The performances are very much a part of the rhythm of the piece but it still feels like Rudolph isn’t using them as well as he would have a few years later even though the lack of chemistry, of connection, in every scene seems totally intentional. Keith Carradine is internal in his mannerisms and he’s meant to be, Geraldine Chaplin seemed to find her groove with the director big time in the following year’s REMEMBER MY NAME. Harvey Keitel offers an earnest charm which eventually pokes through his businesslike exterior and one moment by himself in an elevator excited about some good news is just about the most likeably human moment the entire film. Sally Kellerman is also particularly good in portraying her own desperate loneliness and Sissy Spacek’s waiflike nature is used to good effect (plus she’s nude part of the time, so I guess program this on a double bill with Michael Ritchie’s PRIME CUT). John Considine affects a pretty dead on portrait of 70s L.A. sleaze as Kellerman’s husband and not appearing as much as I’d like is the memorably beguiling Diahnne Abbott, of TAXI DRIVER and THE KING OF COMEDY, as one of Carradine’s conquests and she somehow seems to capture something just right in what the tone should be.

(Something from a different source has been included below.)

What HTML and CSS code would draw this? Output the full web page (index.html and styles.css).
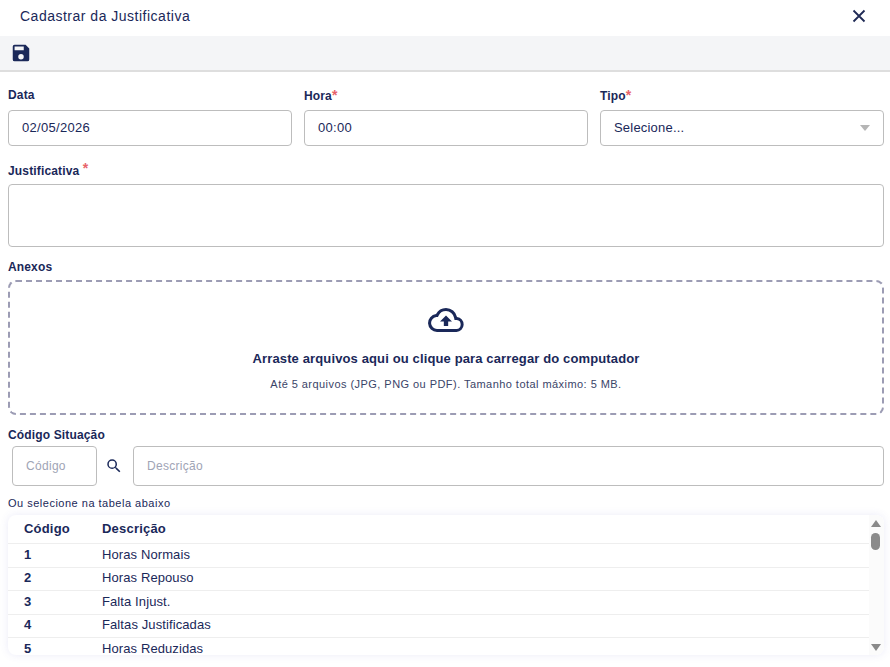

The movie may be forgotten by most of the world but it still feels important that I was finally able to see it. Very recent I was in Rocket Video, an L.A. rental store that is sadly going out of business and was having a closing sale. I went to look for rarities and instead of DVDs that I knew would be easily found elsewhere I was going carefully through their VHS racks in search of titles that are most likely becoming increasingly rare as time goes on. Near the very end of my hunt, right there among the Ws in the Drama section, I saw their copy of WELCOME TO L.A. and without even thinking I snagged it immediately. I’ve watched it and the tape doesn’t seem to be in very good shape—I’m not even sure if it would be a good idea to watch it again in this player—but for all I knew this was going to be the last time I’d ever see it in a video store. And sooner or later I might need to drift through it again on nights when I have that particular feeling. Hey, you never know.

4 comments:

Beveridge D. Spenser said...

Wait, when did this blog start being about only movies set in LA or the business? Or is it just a mood you're in?

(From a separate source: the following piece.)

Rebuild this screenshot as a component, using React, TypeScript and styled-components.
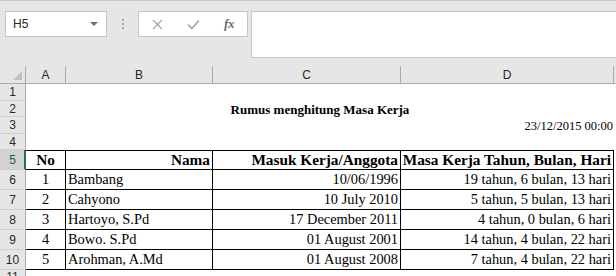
import React from "react";
import styled, { createGlobalStyle } from "styled-components";

const Global = createGlobalStyle`
  html, body { margin: 0; padding: 0; background: #e6e6e6; }
  #root { width: 616px; height: 276px; overflow: hidden; }
`;

const Frame = styled.div`
  width: 616px;
  height: 276px;
  overflow: hidden;
  display: flex;
  flex-direction: column;
  background: #e6e6e6;
  border-top: 1px solid #c8c8c8;
  box-sizing: border-box;
  font-family: "Liberation Sans", Arial, sans-serif;
`;

const FormulaBar = styled.div`
  height: 65px;
  flex: none;
  display: flex;
  align-items: flex-start;
  padding-top: 10px;
  box-sizing: border-box;
`;

const NameBox = styled.div`
  margin-left: 5px;
  width: 102px;
  height: 26px;
  box-sizing: border-box;
  background: #fff;
  border: 1px solid #c6c6c6;
  display: flex;
  align-items: center;
  justify-content: space-between;
  padding: 0 8px 0 7px;
  font-size: 12px;
  color: #262626;
`;

const Caret = styled.span`
  width: 0;
  height: 0;
  border-left: 4px solid transparent;
  border-right: 4px solid transparent;
  border-top: 4px solid #6f6f6f;
`;

const Grip = styled.div`
  width: 31px;
  height: 26px;
  display: flex;
  flex-direction: column;
  align-items: center;
  justify-content: center;
  gap: 2px;
`;

const GripDot = styled.span`
  width: 2px;
  height: 2px;
  background: #a8a8a8;
`;

const FxBox = styled.div`
  width: 110px;
  height: 26px;
  box-sizing: border-box;
  background: #fff;
  border: 1px solid #c6c6c6;
  display: flex;
  align-items: center;
  justify-content: flex-start;
`;

const IconSlot = styled.span`
  width: 36px;
  display: flex;
  justify-content: center;
  align-items: center;
`;

const FxText = styled.span`
  font-family: "Liberation Serif", "Times New Roman", serif;
  font-style: italic;
  font-weight: bold;
  font-size: 13px;
  color: #6a6a6a;
  letter-spacing: -0.5px;
`;

const FormulaInput = styled.div`
  margin-left: 3px;
  flex: 1;
  height: 47px;
  box-sizing: border-box;
  background: #fff;
  border: 1px solid #c6c6c6;
  border-right: none;
`;

const Sheet = styled.div`
  display: grid;
  grid-template-columns: 26px 40px 147px 188px 213px 1fr;
  grid-template-rows: 18px 17px 16px 17px 16px repeat(6, 20px) 1fr;
  flex: 1;
  background: #fff;
`;

const Corner = styled.div`
  background: #e6e6e6;
  border-right: 1px solid #ababab;
  border-bottom: 1px solid #ababab;
  box-sizing: border-box;
  position: relative;
  &::after {
    content: "";
    position: absolute;
    right: 3px;
    bottom: 3px;
    width: 0;
    height: 0;
    border-left: 9px solid transparent;
    border-bottom: 9px solid #c0c0c0;
  }
`;

const ColHead = styled.div<{ $last?: boolean }>`
  background: #e6e6e6;
  border-bottom: 1px solid #ababab;
  border-right: ${(p) => (p.$last ? "none" : "1px solid #ababab")};
  box-sizing: border-box;
  display: flex;
  align-items: center;
  justify-content: center;
  font-size: 12px;
  color: #262626;
  padding-top: 1px;
`;

const RowHead = styled.div<{ $active?: boolean }>`
  background: ${(p) => (p.$active ? "#d2d2d2" : "#e6e6e6")};
  border-right: ${(p) => (p.$active ? "2px solid #217346" : "1px solid #ababab")};
  border-bottom: 1px solid #d0d0d0;
  box-sizing: border-box;
  display: flex;
  align-items: center;
  justify-content: center;
  font-size: 12px;
  color: ${(p) => (p.$active ? "#1d5e3a" : "#262626")};
  padding-left: ${(p) => (p.$active ? "1px" : "0")};
`;

const Blank = styled.div<{ $span?: number }>`
  grid-column: span ${(p) => p.$span ?? 1};
  background: #fff;
`;

const TitleCell = styled.div`
  grid-column: span 4;
  display: flex;
  align-items: flex-end;
  justify-content: center;
  font-family: "Liberation Serif", "Times New Roman", serif;
  font-weight: bold;
  font-size: 13px;
  color: #000;
  line-height: 15px;
`;

const DateCell = styled.div`
  display: flex;
  align-items: flex-end;
  justify-content: flex-end;
  padding-right: 1px;
  font-family: "Liberation Serif", "Times New Roman", serif;
  font-size: 12.5px;
  color: #000;
  line-height: 15px;
`;

const Cell = styled.div<{ $align: "left" | "center" | "right"; $head?: boolean }>`
  box-sizing: border-box;
  border-right: 1px solid #000;
  border-bottom: 1px solid #000;
  border-top: ${(p) => (p.$head ? "1px solid #000" : "none")};
  display: flex;
  align-items: flex-end;
  justify-content: ${(p) =>
    p.$align === "left" ? "flex-start" : p.$align === "right" ? "flex-end" : "center"};
  padding: 0 2px 1px 2px;
  font-family: "Liberation Serif", "Times New Roman", serif;
  font-size: ${(p) => (p.$head ? "15.3px" : "14.4px")};
  font-weight: ${(p) => (p.$head ? "bold" : "normal")};
  line-height: 17px;
  color: #000;
  white-space: nowrap;
  overflow: hidden;
`;

const rows = [
  ["1", "Bambang", "10/06/1996", "19 tahun, 6 bulan, 13 hari"],
  ["2", "Cahyono", "10 July 2010", "5 tahun, 5 bulan, 13 hari"],
  ["3", "Hartoyo, S.Pd", "17 December 2011", "4 tahun, 0 bulan, 6 hari"],
  ["4", "Bowo. S.Pd", "01 August 2001", "14 tahun, 4 bulan, 22 hari"],
  ["5", "Arohman, A.Md", "01 August 2008", "7 tahun, 4 bulan, 22 hari"],
];

const CloseIcon = () => (
  <svg width="11" height="11" viewBox="0 0 11 11">
    <path d="M1 1 L10 10 M10 1 L1 10" stroke="#a6a6a6" strokeWidth="1.3" fill="none" />
  </svg>
);

const CheckIcon = () => (
  <svg width="13" height="11" viewBox="0 0 13 11">
    <path d="M1 5.5 L4.8 9.5 L12 1.5" stroke="#a6a6a6" strokeWidth="1.8" fill="none" />
  </svg>
);

export default function App() {
  return (
    <>
      <Global />
      <Frame>
        <FormulaBar>
          <NameBox>
            <span>H5</span>
            <Caret />
          </NameBox>
          <Grip>
            <GripDot />
            <GripDot />
            <GripDot />
          </Grip>
          <FxBox>
            <IconSlot>
              <CloseIcon />
            </IconSlot>
            <IconSlot>
              <CheckIcon />
            </IconSlot>
            <IconSlot>
              <FxText>fx</FxText>
            </IconSlot>
          </FxBox>
          <FormulaInput />
        </FormulaBar>
        <Sheet>
          <Corner />
          <ColHead>A</ColHead>
          <ColHead>B</ColHead>
          <ColHead>C</ColHead>
          <ColHead>D</ColHead>
          <ColHead $last />

          <RowHead>1</RowHead>
          <Blank $span={5} />

          <RowHead>2</RowHead>
          <TitleCell>Rumus menghitung Masa Kerja</TitleCell>
          <Blank />

          <RowHead>3</RowHead>
          <Blank $span={3} />
          <DateCell>23/12/2015 00:00</DateCell>
          <Blank />

          <RowHead>4</RowHead>
          <Blank $span={5} />

          <RowHead $active>5</RowHead>
          <Cell $align="center" $head>No</Cell>
          <Cell $align="right" $head>Nama</Cell>
          <Cell $align="right" $head>Masuk Kerja/Anggota</Cell>
          <Cell $align="right" $head>Masa Kerja Tahun, Bulan, Hari</Cell>
          <Blank />

          {rows.map((r, i) => (
            <React.Fragment key={i}>
              <RowHead>{i + 6}</RowHead>
              <Cell $align="center">{r[0]}</Cell>
              <Cell $align="left">{r[1]}</Cell>
              <Cell $align="right">{r[2]}</Cell>
              <Cell $align="right">{r[3]}</Cell>
              <Blank />
            </React.Fragment>
          ))}

          <RowHead>11</RowHead>
          <Blank $span={5} />
        </Sheet>
      </Frame>
    </>
  );
}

I'm kidding of course, but you could totally do that.

Mr. Peel aka Peter Avellino said...

I have no plans to make this a continuing theme...or do I?

Marc Edward Heuck said...

Lest you put your VCR at risk, this has just come out as an MGM burn-on-demand DVD release.

Somewhere in my deep recesses I have a cassette tape of the soundtrack album during the period when MCA seemed to be reissuing a large number of soundtracks from UA movies. I need to dig that out.

I recall really liking this movie when I saw it in the '90's, but I think back then I was in the midst of an Alan Rudolph phase and may have just been reacting to the first presence of style that would pop up again in his later films. As I have said before, Rudolph has been making the same film for decades, but nobody else makes that single movie as good as he does.

Mr. Peel aka Peter Avellino said...

Why do I never seem to know about the MGM on demand releases?

I guess I prefer a few of those same films that Rudolph has made and a few I like less. Maybe I really should get that on demand disc. And speaking as somebody who actually saw BREAKFAST OF CHAMPIONS in the theater I hope to be able to hear the WELCOME TO L.A. soundtrack one of these days.